Credit:  By Jon Hawley, Staff Writer | Daily Advance | Sunday, July 2, 2017 | www.dailyadvance.com ~~

The state Senate again has passed a moratorium on wind energy in North Carolina, and it’s again causing blow-back in the House.

The Senate on Wednesday passed an amended version of House Bill 589, an energy reform bill that’s a high priority for Republican leadership, that would forbid permits for wind projects through Dec. 31, 2020.

This latest attempt at passing the moratorium follows standalone legislation, sponsored by Senate Majority Leader Harry Brown, R-Onslow, that stalled out in the House and Senate. Senators then tried and failed to get it inserted into the state’s final budget. Published reports state Brown inserted the moratorium language into the energy bill.

The General Assembly’s website also shows state Sen. Bill Cook, R-Beaufort, voted for HB589 and Sen. Erica Smith-Ingram, D-Northampton, voted against it. Cook represents all area counties but Chowan in the Senate; Smith-Ingram represents Chowan.

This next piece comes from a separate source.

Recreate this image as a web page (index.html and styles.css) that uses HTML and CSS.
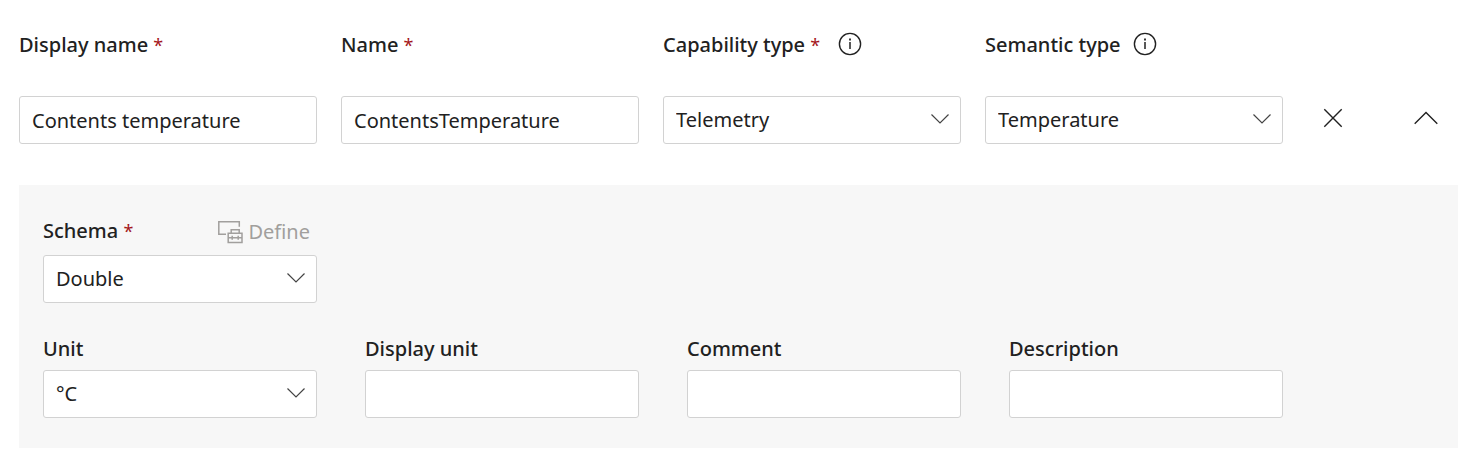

The moratorium would be a major setback for wind projects in northeastern North Carolina, including Apex Clean Energy’s proposed Timbermill project in Perquimans and Chowan and the Little Alligator wind farm in Tyrrell County. The moratorium would allow the Amazon Wind Farm US East in Pasquotank and Perquimans counties to continue to operate, however.

As he has argued in the past, Brown claimed in published reports the state needs time to study wind projects’ potential impact on military operations, such as whether they’d interfere with flight paths. Otherwise the state risks military readiness and the state’s second largest “industry,” Brown told The Associated Press.

In an email Thursday, Cook echoed that argument, claiming the moratorium is “about our responsibility to protect the investment the U.S. military has made in our state.” He noted North Carolina has the state’s third-largest military force and the military contributes $66 billion to the gross state product.

Notably, wind projects are already required to receive federal permitting, including from the Department of Defense Siting Clearinghouse, and opponents of the moratorium argue existing processes protect the military’s interests. The debate played out at length over the Amazon wind farm after Brown, Cook, and other lawmakers called for the project to be shut down over concerns it would cause interference with the U.S. Navy’s radar facility in Chesapeake.

State Rep. Bob Steinburg, R-Chowan, said he opposes the wind farm moratorium. He said Thursday he’s been informed it will be pulled from the energy bill. House leaders spent months negotiating the reforms in that bill – earning support from Duke Energy, solar power companies, and other stakeholders – and they want to see a “clean” bill passed. It’s his understanding that senators will insert the moratorium into another bill, Steinburg added.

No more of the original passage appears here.